● What to do
Copy the data that follows, character for character, minus the pictures.

● Provided material
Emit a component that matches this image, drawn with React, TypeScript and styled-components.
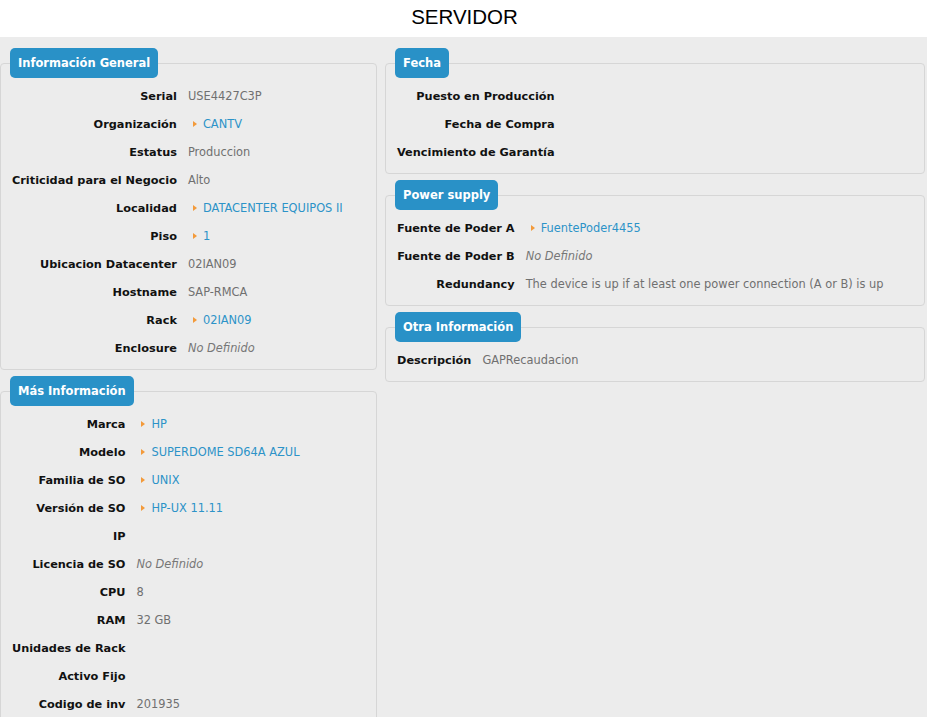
import styled, { createGlobalStyle } from "styled-components";

type Kind = "text" | "link" | "none" | "empty";

interface Field {
    label: string;
    value?: string;
    kind: Kind;
}

interface Section {
    title: string;
    fields: Field[];
}

const leftSections: Section[] = [
    {
        title: "Información General",
        fields: [
            { label: "Serial", value: "USE4427C3P", kind: "text" },
            { label: "Organización", value: "CANTV", kind: "link" },
            { label: "Estatus", value: "Produccion", kind: "text" },
            { label: "Criticidad para el Negocio", value: "Alto", kind: "text" },
            { label: "Localidad", value: "DATACENTER EQUIPOS II", kind: "link" },
            { label: "Piso", value: "1", kind: "link" },
            { label: "Ubicacion Datacenter", value: "02IAN09", kind: "text" },
            { label: "Hostname", value: "SAP-RMCA", kind: "text" },
            { label: "Rack", value: "02IAN09", kind: "link" },
            { label: "Enclosure", kind: "none" },
        ],
    },
    {
        title: "Más Información",
        fields: [
            { label: "Marca", value: "HP", kind: "link" },
            { label: "Modelo", value: "SUPERDOME SD64A AZUL", kind: "link" },
            { label: "Familia de SO", value: "UNIX", kind: "link" },
            { label: "Versión de SO", value: "HP-UX 11.11", kind: "link" },
            { label: "IP", kind: "empty" },
            { label: "Licencia de SO", kind: "none" },
            { label: "CPU", value: "8", kind: "text" },
            { label: "RAM", value: "32 GB", kind: "text" },
            { label: "Unidades de Rack", kind: "empty" },
            { label: "Activo Fijo", kind: "empty" },
            { label: "Codigo de inv", value: "201935", kind: "text" },
        ],
    },
];

const rightSections: Section[] = [
    {
        title: "Fecha",
        fields: [
            { label: "Puesto en Producción", kind: "empty" },
            { label: "Fecha de Compra", kind: "empty" },
            { label: "Vencimiento de Garantía", kind: "empty" },
        ],
    },
    {
        title: "Power supply",
        fields: [
            { label: "Fuente de Poder A", value: "FuentePoder4455", kind: "link" },
            { label: "Fuente de Poder B", kind: "none" },
            {
                label: "Redundancy",
                value: "The device is up if at least one power connection (A or B) is up",
                kind: "text",
            },
        ],
    },
    {
        title: "Otra Información",
        fields: [{ label: "Descripción", value: "GAPRecaudacion", kind: "text" }],
    },
];

function FieldValue({ field }: { field: Field }) {
    if (field.kind === "link") return <LinkValue href="#">{field.value}</LinkValue>;
    if (field.kind === "none") return <Undefined>No Definido</Undefined>;
    if (field.kind === "text") return <PlainValue>{field.value}</PlainValue>;
    return null;
}

function Panel({ section }: { section: Section }) {
    return (
        <Fieldset>
            <Legend>{section.title}</Legend>
            <DetailsTable>
                <tbody>
                    {section.fields.map(f => (
                        <tr key={f.label}>
                            <LabelCell>{f.label}</LabelCell>
                            <ValueCell>
                                <FieldValue field={f} />
                            </ValueCell>
                        </tr>
                    ))}
                </tbody>
            </DetailsTable>
        </Fieldset>
    );
}

export default function App() {
    return (
        <>
            <GlobalStyle />
            <Header>SERVIDOR</Header>
            <Content>
                <Column>
                    {leftSections.map(s => (
                        <Panel key={s.title} section={s} />
                    ))}
                </Column>
                <Column>
                    {rightSections.map(s => (
                        <Panel key={s.title} section={s} />
                    ))}
                </Column>
            </Content>
        </>
    );
}

const GlobalStyle = createGlobalStyle`
    body {
        margin: 0;
        background: #ffffff;
        font-family: "DejaVu Sans", Verdana, sans-serif;
    }
`;

const Header = styled.div`
    height: 37px;
    line-height: 34px;
    text-align: center;
    font-family: "Liberation Sans", Arial, sans-serif;
    font-size: 20.5px;
    color: #000;
    background: #fff;
`;

const Content = styled.div`
    width: 927px;
    height: 680px;
    overflow: hidden;
    box-sizing: border-box;
    padding-top: 11px;
    background: #ececec;
    display: grid;
    grid-template-columns: 377px 540px;
    column-gap: 8px;
    align-items: start;
`;

const Column = styled.div`
    display: flex;
    flex-direction: column;
    gap: 6px;
`;

const Fieldset = styled.fieldset`
    margin: 0;
    min-width: 0;
    padding: 4px 0 7px 0;
    border: 1px solid #d6d6d6;
    border-radius: 4px;
    background: #ececec;
`;

const Legend = styled.legend`
    margin-left: 9px;
    padding: 0 8px;
    height: 30px;
    line-height: 30px;
    background: #2991c7;
    color: #fff;
    border-radius: 5px;
    font-size: 11.5px;
    font-weight: bold;
`;

const DetailsTable = styled.table`
    border-collapse: collapse;
    width: 100%;
`;

const LabelCell = styled.td`
    width: 1%;
    height: 28px;
    padding: 0 5px 0 11px;
    text-align: right;
    white-space: nowrap;
    font-size: 11.3px;
    font-weight: bold;
    color: #111;
`;

const ValueCell = styled.td`
    padding: 0 0 0 6px;
    white-space: nowrap;
    font-size: 11.4px;
    color: #707070;
`;

const PlainValue = styled.span``;

const Undefined = styled.span`
    font-style: italic;
    color: #777;
`;

const LinkValue = styled.a`
    color: #2c93c8;
    text-decoration: none;

    &::before {
        content: "";
        display: inline-block;
        margin: 0 6px 1px 5px;
        border-left: 4px solid #f39a3a;
        border-top: 3px solid transparent;
        border-bottom: 3px solid transparent;
        vertical-align: middle;
    }
`;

● Right answer
Emit a component that matches this image, drawn with React, TypeScript and styled-components.
import styled, { createGlobalStyle } from "styled-components";

type Kind = "text" | "link" | "none" | "empty";

interface Field {
    label: string;
    value?: string;
    kind: Kind;
}

interface Section {
    title: string;
    fields: Field[];
}

const leftSections: Section[] = [
    {
        title: "Información General",
        fields: [
            { label: "Serial", value: "USE4427C3P", kind: "text" },
            { label: "Organización", value: "CANTV", kind: "link" },
            { label: "Estatus", value: "Produccion", kind: "text" },
            { label: "Criticidad para el Negocio", value: "Alto", kind: "text" },
            { label: "Localidad", value: "DATACENTER EQUIPOS II", kind: "link" },
            { label: "Piso", value: "1", kind: "link" },
            { label: "Ubicacion Datacenter", value: "02IAN09", kind: "text" },
            { label: "Hostname", value: "SAP-RMCA", kind: "text" },
            { label: "Rack", value: "02IAN09", kind: "link" },
            { label: "Enclosure", kind: "none" },
        ],
    },
    {
        title: "Más Información",
        fields: [
            { label: "Marca", value: "HP", kind: "link" },
            { label: "Modelo", value: "SUPERDOME SD64A AZUL", kind: "link" },
            { label: "Familia de SO", value: "UNIX", kind: "link" },
            { label: "Versión de SO", value: "HP-UX 11.11", kind: "link" },
            { label: "IP", kind: "empty" },
            { label: "Licencia de SO", kind: "none" },
            { label: "CPU", value: "8", kind: "text" },
            { label: "RAM", value: "32 GB", kind: "text" },
            { label: "Unidades de Rack", kind: "empty" },
            { label: "Activo Fijo", kind: "empty" },
            { label: "Codigo de inv", value: "201935", kind: "text" },
        ],
    },
];

const rightSections: Section[] = [
    {
        title: "Fecha",
        fields: [
            { label: "Puesto en Producción", kind: "empty" },
            { label: "Fecha de Compra", kind: "empty" },
            { label: "Vencimiento de Garantía", kind: "empty" },
        ],
    },
    {
        title: "Power supply",
        fields: [
            { label: "Fuente de Poder A", value: "FuentePoder4455", kind: "link" },
            { label: "Fuente de Poder B", kind: "none" },
            {
                label: "Redundancy",
                value: "The device is up if at least one power connection (A or B) is up",
                kind: "text",
            },
        ],
    },
    {
        title: "Otra Información",
        fields: [{ label: "Descripción", value: "GAPRecaudacion", kind: "text" }],
    },
];

function FieldValue({ field }: { field: Field }) {
    if (field.kind === "link") return <LinkValue href="#">{field.value}</LinkValue>;
    if (field.kind === "none") return <Undefined>No Definido</Undefined>;
    if (field.kind === "text") return <PlainValue>{field.value}</PlainValue>;
    return null;
}

function Panel({ section }: { section: Section }) {
    return (
        <Fieldset>
            <Legend>{section.title}</Legend>
            <DetailsTable>
                <tbody>
                    {section.fields.map(f => (
                        <tr key={f.label}>
                            <LabelCell>{f.label}</LabelCell>
                            <ValueCell>
                                <FieldValue field={f} />
                            </ValueCell>
                        </tr>
                    ))}
                </tbody>
            </DetailsTable>
        </Fieldset>
    );
}

export default function App() {
    return (
        <>
            <GlobalStyle />
            <Header>SERVIDOR</Header>
            <Content>
                <Column>
                    {leftSections.map(s => (
                        <Panel key={s.title} section={s} />
                    ))}
                </Column>
                <Column>
                    {rightSections.map(s => (
                        <Panel key={s.title} section={s} />
                    ))}
                </Column>
            </Content>
        </>
    );
}

const GlobalStyle = createGlobalStyle`
    body {
        margin: 0;
        background: #ffffff;
        font-family: "DejaVu Sans", Verdana, sans-serif;
    }
`;

const Header = styled.div`
    height: 37px;
    line-height: 34px;
    text-align: center;
    font-family: "Liberation Sans", Arial, sans-serif;
    font-size: 20.5px;
    color: #000;
    background: #fff;
`;

const Content = styled.div`
    width: 927px;
    height: 680px;
    overflow: hidden;
    box-sizing: border-box;
    padding-top: 11px;
    background: #ececec;
    display: grid;
    grid-template-columns: 377px 540px;
    column-gap: 8px;
    align-items: start;
`;

const Column = styled.div`
    display: flex;
    flex-direction: column;
    gap: 6px;
`;

const Fieldset = styled.fieldset`
    margin: 0;
    min-width: 0;
    padding: 4px 0 7px 0;
    border: 1px solid #d6d6d6;
    border-radius: 4px;
    background: #ececec;
`;

const Legend = styled.legend`
    margin-left: 9px;
    padding: 0 8px;
    height: 30px;
    line-height: 30px;
    background: #2991c7;
    color: #fff;
    border-radius: 5px;
    font-size: 11.5px;
    font-weight: bold;
`;

const DetailsTable = styled.table`
    border-collapse: collapse;
    width: 100%;
`;

const LabelCell = styled.td`
    width: 1%;
    height: 28px;
    padding: 0 5px 0 11px;
    text-align: right;
    white-space: nowrap;
    font-size: 11.3px;
    font-weight: bold;
    color: #111;
`;

const ValueCell = styled.td`
    padding: 0 0 0 6px;
    white-space: nowrap;
    font-size: 11.4px;
    color: #707070;
`;

const PlainValue = styled.span``;

const Undefined = styled.span`
    font-style: italic;
    color: #777;
`;

const LinkValue = styled.a`
    color: #2c93c8;
    text-decoration: none;

    &::before {
        content: "";
        display: inline-block;
        margin: 0 6px 1px 5px;
        border-left: 4px solid #f39a3a;
        border-top: 3px solid transparent;
        border-bottom: 3px solid transparent;
        vertical-align: middle;
    }
`;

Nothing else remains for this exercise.